ПРИМЕНЕНИЕ ГЛУБОКОГО ОБУЧЕНИЯ ДЛЯ АУГМЕНТАЦИИ И ГЕНЕРАЦИИ ПОДВОДНОГО НАБОРА ДАННЫХ С ПРОМЫШЛЕННЫМИ ОБЪЕКТАМИ

Abstract

The purpose of the study: development of a deep learning method for augmentation and generation of a problem-oriented dataset containing industrial objects, including the development of more efficient data generation and augmentation algorithms based on deep learning, which allow you to create more diverse and realistic data corresponding to industrial objects that can be transferred from one style domain to another. The goal set in the study is related to the actual scientific and technical problem of providing computer vision in systems operating in the underwater environment. These can be autonomous uninhabited underwater vehicles that look for breaks in pipelines, analyze oil leaks, the movement of schools of fish, etc. However, today there is not enough data containing the described objects in the conditions of their real existence. Thus, it is necessary to provide the training sample with realistic images. Research methods: the CycleGAN architecture, which converts a dataset containing images of various objects taken in a laboratory or in a conventional aboveground environment into a dataset containing the cha¬racteristics of an underwater environment.
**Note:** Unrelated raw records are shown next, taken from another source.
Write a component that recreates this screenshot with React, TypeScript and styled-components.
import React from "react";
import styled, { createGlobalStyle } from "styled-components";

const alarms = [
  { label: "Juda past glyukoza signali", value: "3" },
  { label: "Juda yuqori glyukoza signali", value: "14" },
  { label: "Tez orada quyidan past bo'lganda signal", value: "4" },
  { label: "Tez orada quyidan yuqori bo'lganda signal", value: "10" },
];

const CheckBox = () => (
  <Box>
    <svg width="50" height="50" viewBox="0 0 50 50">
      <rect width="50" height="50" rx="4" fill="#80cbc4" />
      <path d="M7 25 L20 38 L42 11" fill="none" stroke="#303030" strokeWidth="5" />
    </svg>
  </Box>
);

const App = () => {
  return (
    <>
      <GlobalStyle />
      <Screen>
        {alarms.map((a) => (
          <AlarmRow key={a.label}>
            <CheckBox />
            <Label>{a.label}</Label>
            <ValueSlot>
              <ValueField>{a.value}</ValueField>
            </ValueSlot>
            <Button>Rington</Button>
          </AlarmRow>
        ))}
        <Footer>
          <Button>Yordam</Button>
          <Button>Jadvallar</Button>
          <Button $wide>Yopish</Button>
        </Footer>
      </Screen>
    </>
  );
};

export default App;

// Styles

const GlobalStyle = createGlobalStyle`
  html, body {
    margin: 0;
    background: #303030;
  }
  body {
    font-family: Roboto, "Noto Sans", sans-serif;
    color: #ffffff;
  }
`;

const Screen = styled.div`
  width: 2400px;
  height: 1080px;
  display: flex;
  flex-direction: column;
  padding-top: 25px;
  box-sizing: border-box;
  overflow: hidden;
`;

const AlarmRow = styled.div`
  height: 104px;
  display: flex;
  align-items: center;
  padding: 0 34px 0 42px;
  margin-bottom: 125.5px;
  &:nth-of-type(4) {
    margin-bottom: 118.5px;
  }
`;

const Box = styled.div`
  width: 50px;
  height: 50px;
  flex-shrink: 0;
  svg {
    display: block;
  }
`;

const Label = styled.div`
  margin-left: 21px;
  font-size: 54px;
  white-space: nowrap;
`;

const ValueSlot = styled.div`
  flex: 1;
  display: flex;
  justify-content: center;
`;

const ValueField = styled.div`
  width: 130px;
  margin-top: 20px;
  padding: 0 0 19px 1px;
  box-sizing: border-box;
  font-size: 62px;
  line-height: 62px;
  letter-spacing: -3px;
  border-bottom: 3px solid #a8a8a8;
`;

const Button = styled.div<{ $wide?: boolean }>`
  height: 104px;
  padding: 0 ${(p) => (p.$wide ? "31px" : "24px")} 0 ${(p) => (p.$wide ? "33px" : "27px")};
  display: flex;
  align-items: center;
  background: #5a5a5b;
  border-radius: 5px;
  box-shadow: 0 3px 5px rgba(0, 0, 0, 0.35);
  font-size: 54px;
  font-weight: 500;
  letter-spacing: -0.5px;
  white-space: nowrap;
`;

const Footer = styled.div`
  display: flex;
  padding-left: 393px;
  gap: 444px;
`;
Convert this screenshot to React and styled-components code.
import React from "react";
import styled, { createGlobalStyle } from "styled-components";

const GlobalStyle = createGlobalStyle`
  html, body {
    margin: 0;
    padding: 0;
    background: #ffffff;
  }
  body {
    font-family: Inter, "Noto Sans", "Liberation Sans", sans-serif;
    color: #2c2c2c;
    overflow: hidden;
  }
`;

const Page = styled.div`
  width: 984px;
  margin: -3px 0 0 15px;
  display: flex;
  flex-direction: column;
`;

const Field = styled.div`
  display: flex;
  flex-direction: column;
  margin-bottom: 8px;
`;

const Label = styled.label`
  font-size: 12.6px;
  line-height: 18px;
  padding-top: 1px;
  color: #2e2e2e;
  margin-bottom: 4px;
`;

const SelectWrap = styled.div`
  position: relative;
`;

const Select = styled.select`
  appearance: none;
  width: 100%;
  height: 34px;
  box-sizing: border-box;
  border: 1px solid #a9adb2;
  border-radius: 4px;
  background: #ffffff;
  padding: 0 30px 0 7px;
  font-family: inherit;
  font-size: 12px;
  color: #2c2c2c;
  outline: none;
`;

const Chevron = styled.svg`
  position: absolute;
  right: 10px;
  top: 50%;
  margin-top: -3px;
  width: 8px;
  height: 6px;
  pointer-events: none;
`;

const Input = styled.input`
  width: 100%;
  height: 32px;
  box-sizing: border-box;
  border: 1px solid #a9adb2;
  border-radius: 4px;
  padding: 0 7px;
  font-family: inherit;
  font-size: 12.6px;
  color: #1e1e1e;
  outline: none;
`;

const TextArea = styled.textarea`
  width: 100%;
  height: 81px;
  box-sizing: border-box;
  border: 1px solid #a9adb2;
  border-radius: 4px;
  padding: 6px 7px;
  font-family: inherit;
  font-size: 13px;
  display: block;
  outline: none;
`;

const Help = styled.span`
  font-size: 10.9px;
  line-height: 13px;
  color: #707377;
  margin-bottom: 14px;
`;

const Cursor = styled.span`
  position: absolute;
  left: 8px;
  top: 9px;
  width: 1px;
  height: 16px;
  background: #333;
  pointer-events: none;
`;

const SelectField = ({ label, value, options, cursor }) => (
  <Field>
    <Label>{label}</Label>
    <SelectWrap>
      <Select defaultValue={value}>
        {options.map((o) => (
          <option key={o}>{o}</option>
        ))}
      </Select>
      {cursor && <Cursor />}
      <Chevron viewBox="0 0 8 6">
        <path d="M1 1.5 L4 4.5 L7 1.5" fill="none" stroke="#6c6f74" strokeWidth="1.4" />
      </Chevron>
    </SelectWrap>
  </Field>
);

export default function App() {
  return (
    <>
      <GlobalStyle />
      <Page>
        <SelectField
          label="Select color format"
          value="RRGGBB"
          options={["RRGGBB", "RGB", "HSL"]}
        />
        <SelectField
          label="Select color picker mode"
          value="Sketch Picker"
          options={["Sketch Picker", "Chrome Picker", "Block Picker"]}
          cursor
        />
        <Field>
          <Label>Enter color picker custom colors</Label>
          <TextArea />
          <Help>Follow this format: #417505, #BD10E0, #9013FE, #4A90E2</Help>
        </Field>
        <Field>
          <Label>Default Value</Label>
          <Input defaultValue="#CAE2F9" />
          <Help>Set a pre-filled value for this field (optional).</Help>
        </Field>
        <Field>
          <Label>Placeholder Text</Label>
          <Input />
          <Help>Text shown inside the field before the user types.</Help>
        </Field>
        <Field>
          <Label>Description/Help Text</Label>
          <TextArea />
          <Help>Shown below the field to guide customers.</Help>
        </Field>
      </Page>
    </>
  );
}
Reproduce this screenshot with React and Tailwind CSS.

To evaluate the developed augmentation algorithm, it is proposed to use image classification by domains, which can be performed using the ResNet convolutional neural network. Results of the study. A tool is presented to solve the problem of the lack of underwater datasets, a deep learning model is developed, which is used to create images with underwater elements. The model works on the principle of a cyclic generative adversarial network, which receives a real image of an industrial facility in surface conditions as an input, and returns a generated image of the same industrial facility in underwater conditions as an output. Visual analysis of images shows that this method is quite adequate. In addition, a test on the classification model showed almost 100% ability of the neural network to distinguish between domains. Conclusion. The study showed that the CycleGAN model can be used to create images of various objects in the underwater environment. In the future, it is possible to search for additional augmentation procedures, in addition, augmentations of the generated set can be used images, which will also provide researchers and developers with sufficient material with industrial facilities in the underwater environment. This can improve the quality of developments.